_Set task_. Skip any picture you find and retype all the remaining lines exactly.
**** Data lines
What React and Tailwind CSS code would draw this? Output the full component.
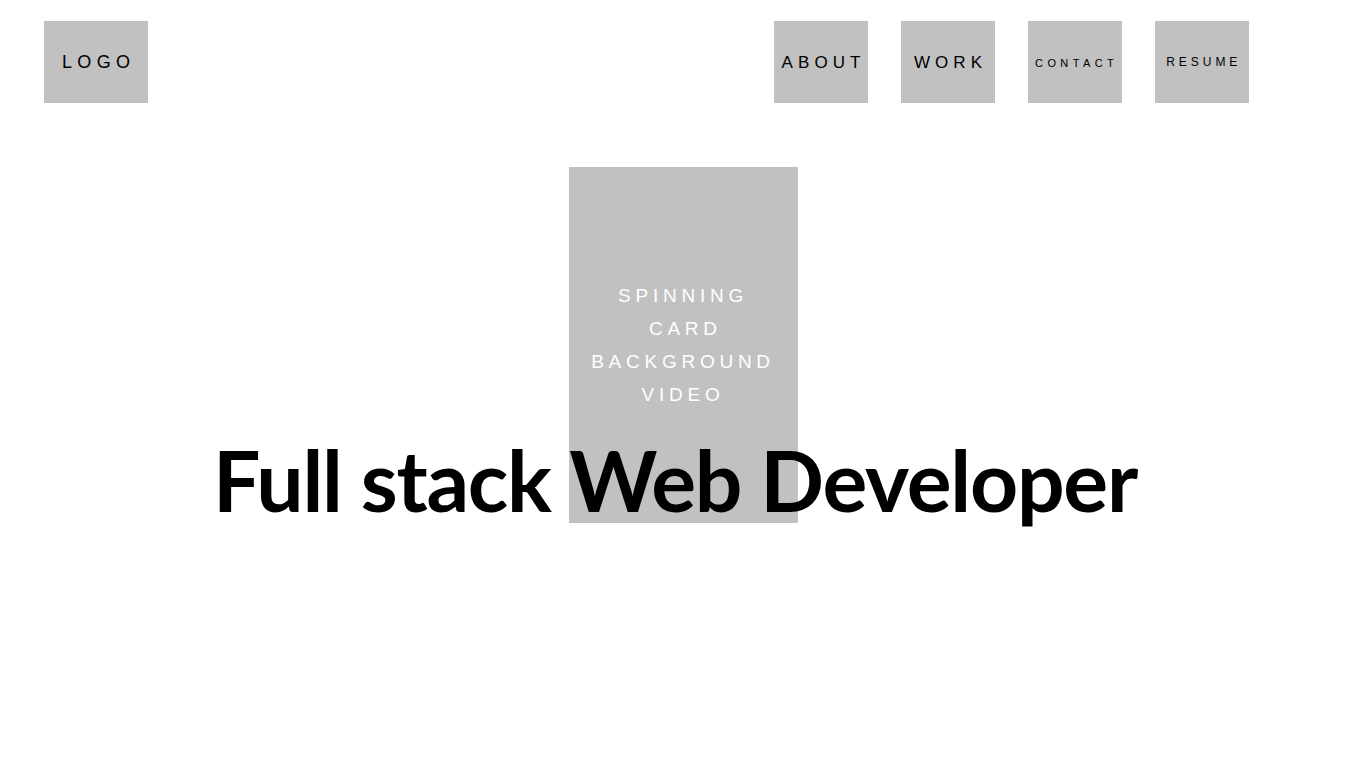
export default function App() {
  return (
    <div className="min-h-screen bg-white font-['Liberation_Sans',Arial,sans-serif]">
      {/* header */}
      <header className="flex items-start justify-between pt-[21px] pl-[44px] pr-[117px]">
        <div className="flex h-[82px] w-[104px] items-center justify-center bg-[#c1c1c1]">
          <span className="pl-[0.3em] text-[18px] tracking-[0.3em] text-black">LOGO</span>
        </div>
        <nav className="flex gap-[33px]">
          <NavBox label="ABOUT" className="text-[17px] tracking-[0.3em] pt-[2px]" />
          <NavBox label="WORK" className="text-[17px] tracking-[0.3em] pt-[2px]" />
          <NavBox label="CONTACT" className="text-[11px] tracking-[0.4em] pt-[2px]" />
          <NavBox label="RESUME" className="text-[12px] tracking-[0.33em]" />
        </nav>
      </header>

      {/* hero */}
      <main className="mt-[64px] grid justify-items-center">
        <div className="[grid-area:1/1] flex h-[356px] w-[229px] flex-col items-center justify-center bg-[#c1c1c1] text-center text-[19px] leading-[33px] tracking-[0.25em] text-white">
          <span>SPINNING</span>
          <span className="pl-[0.25em]">CARD</span>
          <span>BACKGROUND</span>
          <span>VIDEO</span>
        </div>
        <h1 className="[grid-area:1/1] self-end mb-[1px] pr-[16px] font-['Lato',sans-serif] text-[84px] font-bold leading-none tracking-[-0.015em] text-black">
          Full stack Web Developer
        </h1>
      </main>
    </div>
  );
}

function NavBox({ label, className }) {
  return (
    <div className="flex h-[82px] w-[94px] items-center justify-center bg-[#c1c1c1]">
      <span className={'pl-[0.3em] text-black ' + className}>{label}</span>
    </div>
  );
}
********
_In response_.
What React and Tailwind CSS code would draw this? Output the full component.
export default function App() {
  return (
    <div className="min-h-screen bg-white font-['Liberation_Sans',Arial,sans-serif]">
      {/* header */}
      <header className="flex items-start justify-between pt-[21px] pl-[44px] pr-[117px]">
        <div className="flex h-[82px] w-[104px] items-center justify-center bg-[#c1c1c1]">
          <span className="pl-[0.3em] text-[18px] tracking-[0.3em] text-black">LOGO</span>
        </div>
        <nav className="flex gap-[33px]">
          <NavBox label="ABOUT" className="text-[17px] tracking-[0.3em] pt-[2px]" />
          <NavBox label="WORK" className="text-[17px] tracking-[0.3em] pt-[2px]" />
          <NavBox label="CONTACT" className="text-[11px] tracking-[0.4em] pt-[2px]" />
          <NavBox label="RESUME" className="text-[12px] tracking-[0.33em]" />
        </nav>
      </header>

      {/* hero */}
      <main className="mt-[64px] grid justify-items-center">
        <div className="[grid-area:1/1] flex h-[356px] w-[229px] flex-col items-center justify-center bg-[#c1c1c1] text-center text-[19px] leading-[33px] tracking-[0.25em] text-white">
          <span>SPINNING</span>
          <span className="pl-[0.25em]">CARD</span>
          <span>BACKGROUND</span>
          <span>VIDEO</span>
        </div>
        <h1 className="[grid-area:1/1] self-end mb-[1px] pr-[16px] font-['Lato',sans-serif] text-[84px] font-bold leading-none tracking-[-0.015em] text-black">
          Full stack Web Developer
        </h1>
      </main>
    </div>
  );
}

function NavBox({ label, className }) {
  return (
    <div className="flex h-[82px] w-[94px] items-center justify-center bg-[#c1c1c1]">
      <span className={'pl-[0.3em] text-black ' + className}>{label}</span>
    </div>
  );
}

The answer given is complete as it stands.